Волшебное мгновенье! Мир обретает стройность, я уже не одна, я сливаюсь с мирозданьем. Во всем царит порядок, все существует отдельно от меня и в то же время со мною связано. Я, Татьяна, лошади, деревья, небо, незабудки: всё и все — на своем месте. И птицы на ветвях, и шелестящие листья (знаю: они дрожат от ветра), и порхающие бабочки, и муравьи, что снуют у меня под ногами. И незнакомое чувство защищенности, чувство, что я многое могу, пронзает меня радостью, смешанной со сладкой болью. Ощущение счастья так сильно, что от него кружится голова, я бросаюсь на траву и восхищенно смотрю в огромное синее небо, по которому плывут белые облака — легкие, как я сама в момент моего преображенья…

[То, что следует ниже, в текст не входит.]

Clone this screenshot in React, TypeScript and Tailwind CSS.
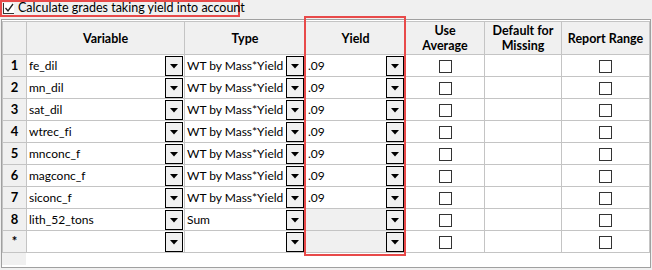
import React from "react";

const rows = [
  { n: "1", variable: "fe_dil", type: "WT by Mass*Yield", yield: ".09" },
  { n: "2", variable: "mn_dil", type: "WT by Mass*Yield", yield: ".09" },
  { n: "3", variable: "sat_dil", type: "WT by Mass*Yield", yield: ".09" },
  { n: "4", variable: "wtrec_fi", type: "WT by Mass*Yield", yield: ".09" },
  { n: "5", variable: "mnconc_f", type: "WT by Mass*Yield", yield: ".09" },
  { n: "6", variable: "magconc_f", type: "WT by Mass*Yield", yield: ".09" },
  { n: "7", variable: "siconc_f", type: "WT by Mass*Yield", yield: ".09" },
  { n: "8", variable: "lith_52_tons", type: "Sum", yield: null },
  { n: "*", variable: "", type: "", yield: null },
];

function DropButton() {
  return (
    <span className="absolute right-[1px] top-[1px] flex h-[20px] w-[18px] items-center justify-center border border-black bg-[#f0f0f0]">
      <svg width="8" height="5" viewBox="0 0 8 5">
        <path d="M0 0 H8 L4 4.5 Z" fill="#000" />
      </svg>
    </span>
  );
}

function Box() {
  return <span className="inline-block h-[13px] w-[13px] border border-[#333] bg-white align-middle" />;
}

export default function App() {
  return (
    <div
      className="relative h-[270px] w-[652px] bg-[#f0f0f0] text-[12px] text-black [font-variant-ligatures:none]"
      style={{ fontFamily: 'Lato, "Liberation Sans", sans-serif' }}
    >
      {/* checkbox */}
      <div className="flex h-[17px] w-[240px] items-center gap-[4px] whitespace-nowrap border-2 border-[#e84a4a] pl-[1px]">
        <span className="flex h-[11px] w-[11px] shrink-0 items-center justify-center border-b border-l border-[#333] bg-white">
          <svg width="10" height="10" viewBox="0 0 10 10">
            <path d="M1.5 5 L4 8 L9 1" stroke="#222" strokeWidth="1.3" fill="none" />
          </svg>
        </span>
        <span className="text-[12.5px] leading-none">Calculate grades taking yield into account</span>
      </div>

      {/* grid */}
      <div className="mx-[1px] mt-[2px] h-[249px] border border-[#a0a0a0] bg-white pt-[1px]">
        <table className="w-[647px] table-fixed border-collapse">
          <colgroup>
            <col className="w-[24px]" />
            <col className="w-[158px]" />
            <col className="w-[121px]" />
            <col className="w-[100px]" />
            <col className="w-[79px]" />
            <col className="w-[77px]" />
            <col className="w-[88px]" />
          </colgroup>
          <thead>
            <tr className="h-[33px] bg-[#f0f0f0] text-center text-[12.5px] font-bold leading-[15px]">
              <th className="border border-[#c4c4c4]" />
              <th className="border border-[#c4c4c4]">Variable</th>
              <th className="border border-[#c4c4c4]">Type</th>
              <th className="border border-[#c4c4c4]">Yield</th>
              <th className="border border-[#c4c4c4]">Use<br />Average</th>
              <th className="border border-[#c4c4c4]">Default for<br />Missing</th>
              <th className="whitespace-nowrap border border-[#c4c4c4]">Report Range</th>
            </tr>
          </thead>
          <tbody>
            {rows.map((r) => (
              <tr key={r.n} className="h-[22px] text-[12px]">
                <td className="border border-[#c4c4c4] bg-[#f0f0f0] text-center text-[13px] font-bold">{r.n}</td>
                <td className="relative border border-[#c4c4c4] pl-[2px]">
                  {r.variable}
                  <DropButton />
                </td>
                <td className="relative whitespace-nowrap border border-[#c4c4c4] pl-[2px]">
                  {r.type}
                  <DropButton />
                </td>
                <td className={`relative border border-[#c4c4c4] pl-[2px] ${r.yield ? "" : "bg-[#f0f0f0]"}`}>
                  {r.yield}
                  <DropButton />
                </td>
                <td className="border border-[#c4c4c4] text-center">
                  <Box />
                </td>
                <td className="border border-[#c4c4c4]" />
                <td className="border border-[#c4c4c4] text-center">
                  <Box />
                </td>
              </tr>
            ))}
          </tbody>
        </table>
        <div className="h-[12px] w-[24px] bg-[#f0f0f0]" />
      </div>

      {/* yield highlight */}
      <div className="pointer-events-none absolute left-[304px] top-[16px] h-[240px] w-[102px] border-2 border-[#e84a4a]" />
    </div>
  );
}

Вскоре Татьяна исчезнет из моей жизни. Должно быть, она умерла зимой, когда мы жили в Петербурге. С ней связано воспоминание о впервые осознанно пережитом счастье, однако оставленный ею след более значителен. Женщина из народа и хранительница традиции, Татьяна, вероятно, была девочкой к моменту освобождения крестьян; ее народные сказки и, конечно, суеверия давали пищу моему детскому воображению, но она же открыла для меня неподвластный материи мир, в котором живет христианин. Фольклорные чудовища, Баба-Яга и Кащей Бессмертный, долго тревожили мой ум в ранние годы; зато как укрепляла дух реальность Добра, — веря в него, Татьяна привила эту веру и мне. Я позабыла перипетии ее сказок и чудеса христианских апокрифов, но благодаря ей земля навсегда наполнилась для меня невидимыми существами: где подстерегает опасность — там бесы, защитники же — ангелы и святые. Благодаря ей, я отчасти освободилась от тирании материи.
* * *
Итак, я переступила порог младенчества среди типично русской природы, и впечатления от нее были столь сильны, что память о простом и скромном ее очаровании живет во мне сорок пять лет спустя. Тула, Орел, Воронеж, Рязань, Тверь — эти земли, окружающие Москву, граничат со степью. Бескрайние просторы черных полей меньше всего похожи на рай: плоский, монотонный ландшафт, некогда покрытый густыми лесами — завалы из срубленных деревьев преграждали дорогу татарским набегам. В мое время от тех лесов остались только зеленые островки среди равнин. Земля плодородна, обильна речками. Да, пейзаж уныл, он наводит грусть, но и пробуждает фантазию. Здесь чувствуешь свое одиночество перед лицом судьбы; здесь легко заблудиться, и лишь сильный духом находит свой путь. Не удивительно ли, что эти края породили величайших русских писателей? В Твери писал Пушкин, в Туле — Толстой и Достоевский, в Орле — Тургенев, в Воронеже — Бунин; здесь жил Чехов, родился Борис Зайцев… Замечу в шутку, что в моем лице Тула обрела своего первого французского писателя…
Не удивительно ли, что мне так памятен ритм времен года, хотя я едва успела вжиться в него? Зимой поля превращаются в сияющую Сахару, дороги скрываются под снегом, ветром сносит вехи — деревянные шесты, ориентиры для путника. Жизнь замедляет свое течение, люди и животные погружаются в зимнюю спячку до той поры, пока не растревожит их бурная краткая весна. И тогда на тысячи голосов запоют талые ручьи, звонкая капель со всех ветвей и крыш. Станут непроезжими дороги, затопленные черной слякотью, а на полях зазеленеют озимые хлеба. Прилетят грачи и ласточки, и жаворонки, и журавли, наполнятся жизнью небо и деревья, и в одночасье распустится все: и шиповник, и жасмин, — все почки раскроет обезумевшая от страсти земля.